Still, what Vergil's Downfall repeats is a solid foundation in swordplay, wrapped around super-human abilities and topped off with plenty of demons to slaughter. These are the mechanics that make DMC such an enjoyable experience, and they are still present in Vergil's Downfall, if slightly watered down.

Again, taken by itself, Vergil's Downfall is a treat. It's an intense showdown through a highly stylized, demon-infested world, starring Vergil as he transforms into an unfeeling and powerful antagonist. When compared with DMC, however, the combat falls short. Vergil's breadth of weapons and combos is a poor substitute for Dante's, and the DLC feels incomplete. It does, however, improve at higher difficulty levels – if you've completed any level of DMC, definitely start Vergil's Downfall on Nephilim.

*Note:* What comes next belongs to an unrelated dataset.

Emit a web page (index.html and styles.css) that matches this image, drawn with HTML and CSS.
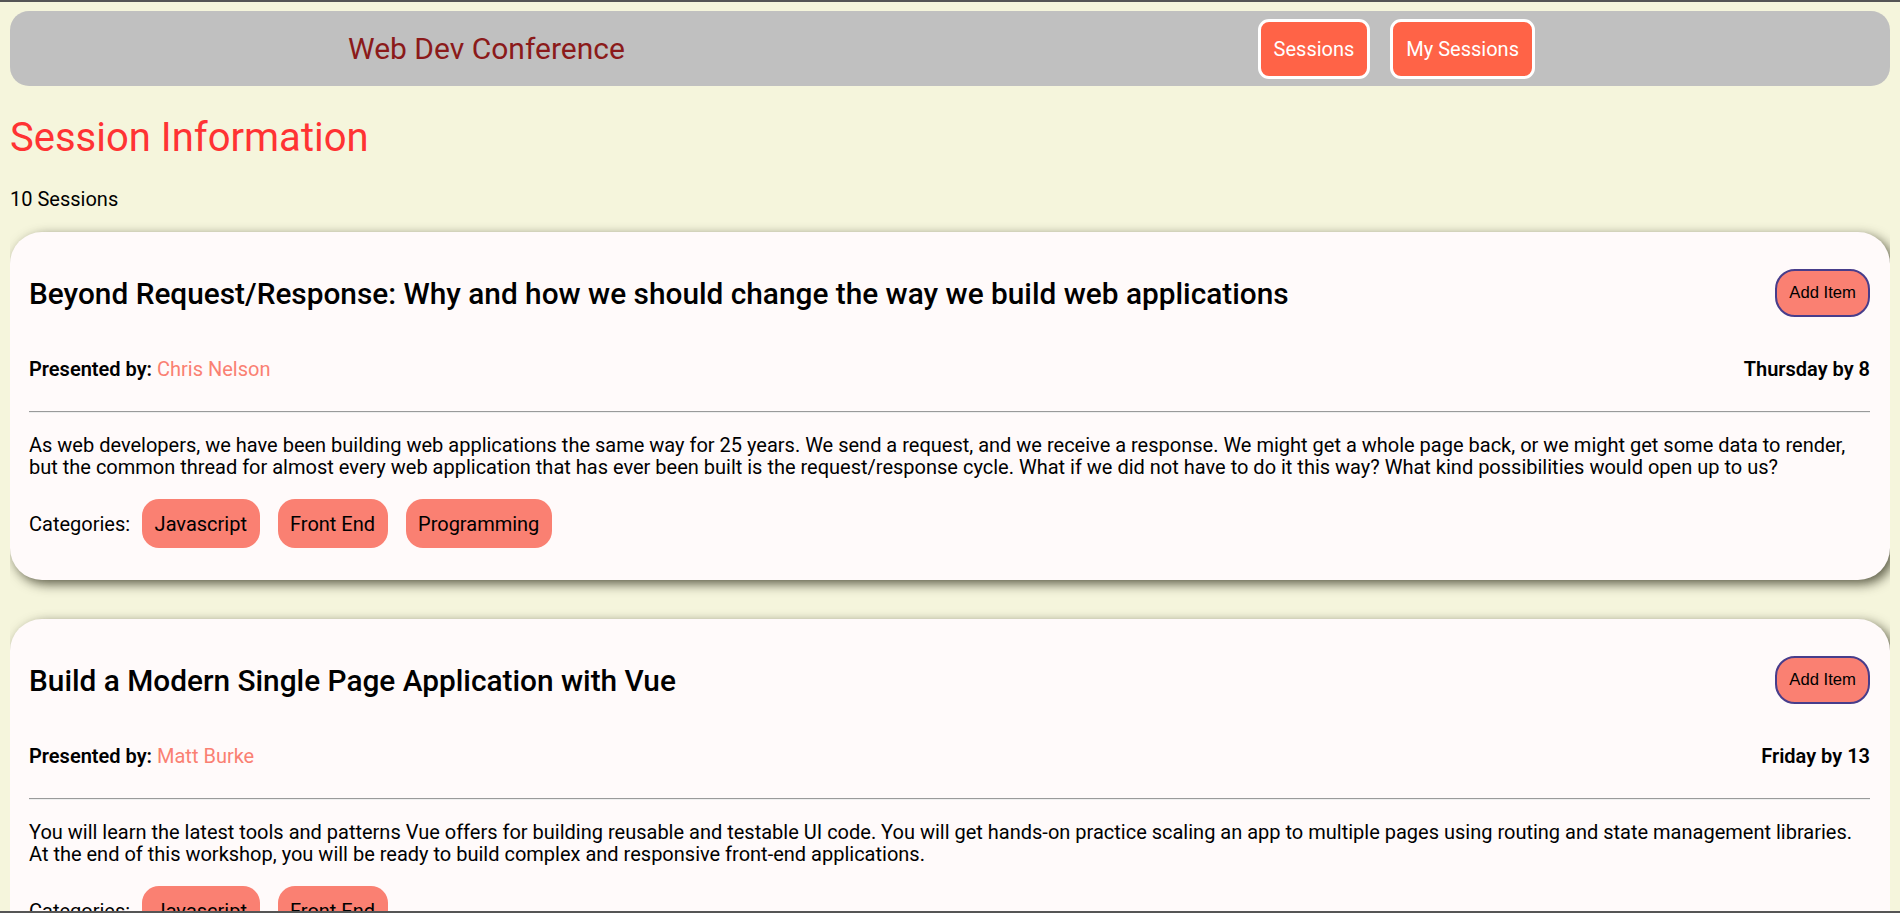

With the opportunity to unlock harder difficulties, each level offering disparate variations of enemies, Vergil's Downfall is easily worth $9. However, DMC itself offers playthroughs on harder difficulties, and those are longer, more polished and absolutely free – so make sure you've had your fill of Dante before rushing to Vergil's side.
This review is based on a retail download provided by Capcom. "Vergil's Downfall" is available on Xbox Live, PlayStation Network and PC for $9.

Note: Joystiq does not provide star ratings for downloadable content reviews with the understanding that the quality of the core game's experience is unchanged from the retail release to DLC add-ons;
see DMC: Devil May Cry review.

This article was originally published on Joystiq.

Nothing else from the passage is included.